Goal of the exercise>
Copy out the listing that follows, exactly, without its pictures.

━━━━━━━━━━━━━━━━━━━━━━━━━━━━━━

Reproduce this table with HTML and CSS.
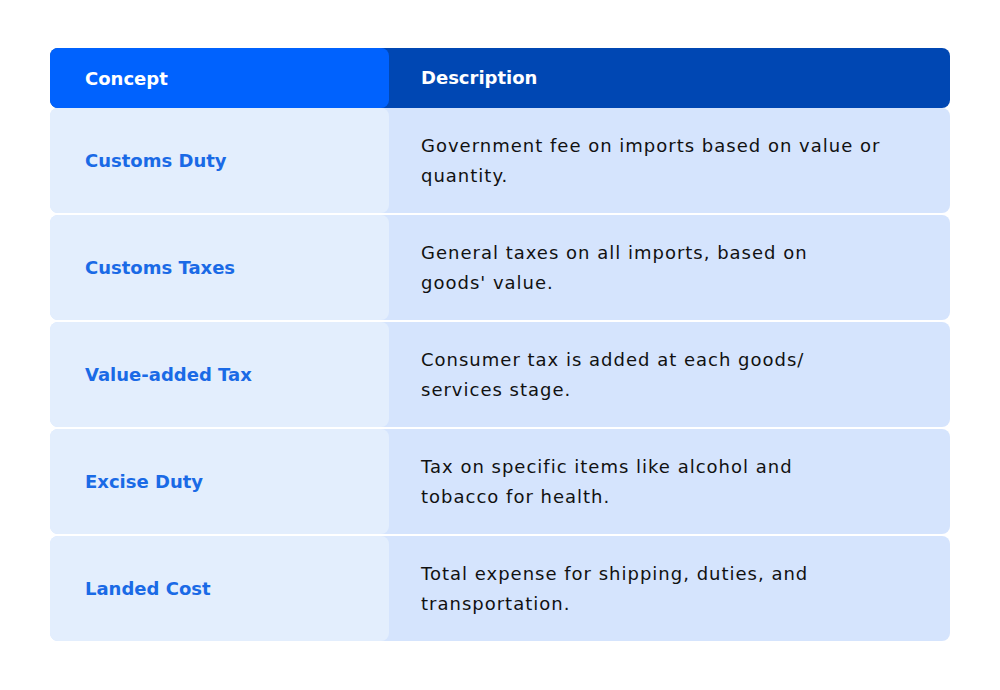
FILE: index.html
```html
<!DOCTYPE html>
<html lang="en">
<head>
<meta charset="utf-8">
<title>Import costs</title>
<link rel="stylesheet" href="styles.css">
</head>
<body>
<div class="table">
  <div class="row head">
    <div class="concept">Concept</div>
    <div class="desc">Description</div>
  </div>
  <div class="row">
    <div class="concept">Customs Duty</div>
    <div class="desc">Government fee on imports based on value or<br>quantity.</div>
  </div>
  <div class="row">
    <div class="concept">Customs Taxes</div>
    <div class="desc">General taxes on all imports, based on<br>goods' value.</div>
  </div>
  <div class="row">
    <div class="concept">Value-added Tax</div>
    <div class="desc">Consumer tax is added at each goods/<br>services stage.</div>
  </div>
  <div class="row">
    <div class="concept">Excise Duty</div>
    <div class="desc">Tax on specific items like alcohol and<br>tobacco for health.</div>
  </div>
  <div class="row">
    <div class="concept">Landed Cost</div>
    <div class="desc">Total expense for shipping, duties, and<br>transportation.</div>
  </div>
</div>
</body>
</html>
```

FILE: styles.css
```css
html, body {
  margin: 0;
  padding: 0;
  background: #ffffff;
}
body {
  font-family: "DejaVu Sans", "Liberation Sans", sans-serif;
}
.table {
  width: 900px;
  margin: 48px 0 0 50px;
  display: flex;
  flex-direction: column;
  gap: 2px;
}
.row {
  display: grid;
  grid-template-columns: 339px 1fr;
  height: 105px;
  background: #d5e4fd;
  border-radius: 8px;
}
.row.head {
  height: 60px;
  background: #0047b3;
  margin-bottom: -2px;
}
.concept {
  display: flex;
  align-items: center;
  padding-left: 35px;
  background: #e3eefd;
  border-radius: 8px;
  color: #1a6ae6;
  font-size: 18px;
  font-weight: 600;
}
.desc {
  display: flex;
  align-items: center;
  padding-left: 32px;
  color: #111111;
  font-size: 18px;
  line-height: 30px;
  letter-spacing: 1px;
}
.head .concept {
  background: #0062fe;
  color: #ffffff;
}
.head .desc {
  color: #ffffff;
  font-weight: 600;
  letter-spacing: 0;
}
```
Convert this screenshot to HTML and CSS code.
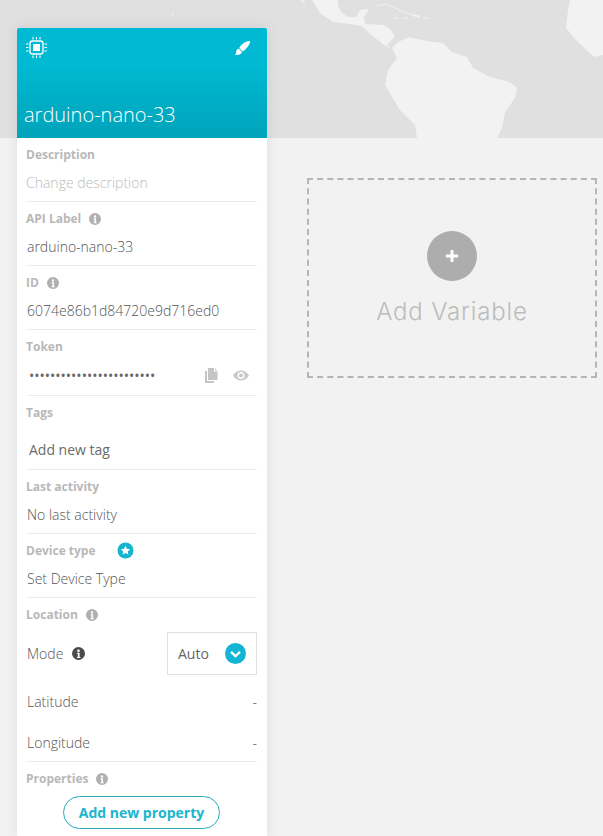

━━━━━━━━━━━━━━━━━━━━━━━━━━━━━━

Answer to the task>
Reproduce this table with HTML and CSS.
FILE: index.html
```html
<!DOCTYPE html>
<html lang="en">
<head>
<meta charset="utf-8">
<title>Import costs</title>
<link rel="stylesheet" href="styles.css">
</head>
<body>
<div class="table">
  <div class="row head">
    <div class="concept">Concept</div>
    <div class="desc">Description</div>
  </div>
  <div class="row">
    <div class="concept">Customs Duty</div>
    <div class="desc">Government fee on imports based on value or<br>quantity.</div>
  </div>
  <div class="row">
    <div class="concept">Customs Taxes</div>
    <div class="desc">General taxes on all imports, based on<br>goods' value.</div>
  </div>
  <div class="row">
    <div class="concept">Value-added Tax</div>
    <div class="desc">Consumer tax is added at each goods/<br>services stage.</div>
  </div>
  <div class="row">
    <div class="concept">Excise Duty</div>
    <div class="desc">Tax on specific items like alcohol and<br>tobacco for health.</div>
  </div>
  <div class="row">
    <div class="concept">Landed Cost</div>
    <div class="desc">Total expense for shipping, duties, and<br>transportation.</div>
  </div>
</div>
</body>
</html>
```

FILE: styles.css
```css
html, body {
  margin: 0;
  padding: 0;
  background: #ffffff;
}
body {
  font-family: "DejaVu Sans", "Liberation Sans", sans-serif;
}
.table {
  width: 900px;
  margin: 48px 0 0 50px;
  display: flex;
  flex-direction: column;
  gap: 2px;
}
.row {
  display: grid;
  grid-template-columns: 339px 1fr;
  height: 105px;
  background: #d5e4fd;
  border-radius: 8px;
}
.row.head {
  height: 60px;
  background: #0047b3;
  margin-bottom: -2px;
}
.concept {
  display: flex;
  align-items: center;
  padding-left: 35px;
  background: #e3eefd;
  border-radius: 8px;
  color: #1a6ae6;
  font-size: 18px;
  font-weight: 600;
}
.desc {
  display: flex;
  align-items: center;
  padding-left: 32px;
  color: #111111;
  font-size: 18px;
  line-height: 30px;
  letter-spacing: 1px;
}
.head .concept {
  background: #0062fe;
  color: #ffffff;
}
.head .desc {
  color: #ffffff;
  font-weight: 600;
  letter-spacing: 0;
}
```
Convert this screenshot to HTML and CSS code.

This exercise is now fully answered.